The regime of the bills is open, pellucid and transparent. The criteria for applying are laid out specifically. The fees are laid out. Who can qualify is laid out.

Yes there will be market limitations. But right now there are limitations on the number of taxi drivers we can licence. It’s been so for years. Right now there are limitations on who can open a port in New Providence and the last administration picked select families and gave them that benefit and put a poison pill in it to prevent the PLP or any of their successors from doing anything about it.

The last administration did the same thing with the sale of BTC.

They also plucked an obscure company out of Canada and gave them a monopoly to run a Cable TV company for 15 years. They did not see anything wrong with that either.

The argument isn’t that because they did it we are doing it. The argument is this: who the heck are you to come preaching about a select few when that is the modus operandi of the FNM.

What the PLP is saying is that it is time for a new group of people to share in the wealth, not the same chosen few.

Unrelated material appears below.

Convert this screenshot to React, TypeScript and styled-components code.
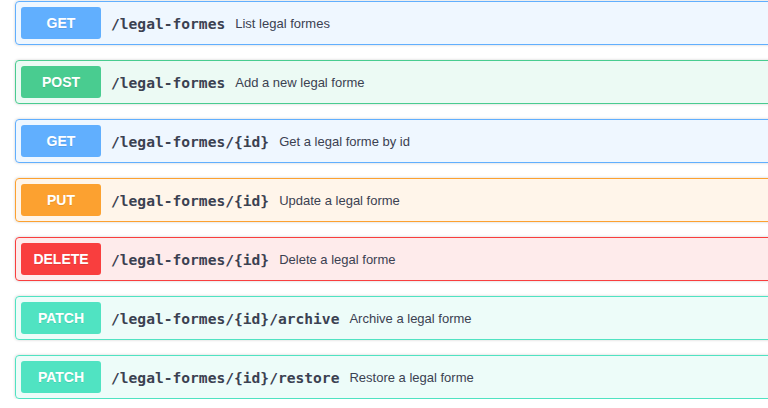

This policy promotes Bahamianization; it promotes spreading the wealth. It is an equitable solution to vexing issue.

Then I add this. Let us say that the FNM succeeded with their no vote to stop the present policy that we have established on gaming.

What would the result be?

The local result will be either the continuation of the unregulated, untaxed sector that we have now which we all know cannot continue without consequences both domestic and foreign.

Or alternatively, it would mean that the police resources would have to be used to close the sector down. We all know that is impossible. We all know that that it would be a serious misallocation of the finite resources of the country to engage in such an exercise. Like Don Quixote tilting at windmills. We also all know that thousands of people will be put out of work.

So the result then of the FNM's no vote if it were successful would be to drive money underground and increase the criminality in the country; increase joblessness and all the attendant problems that causes; and erode the already precarious financial state of the country by the misallocation of valued resources into law enforcement.

Why then should we engage in such tomfoolery, when with the simple passage of this bill we can have the best of both worlds. There will be a strong well regulated, healthy domestic gaming sector with money in the bank and people in work prospering, with the government getting its share. We will eliminate the potential for more criminality. Sounds like a win win to me.

For all of those reasons then, I support this legislation.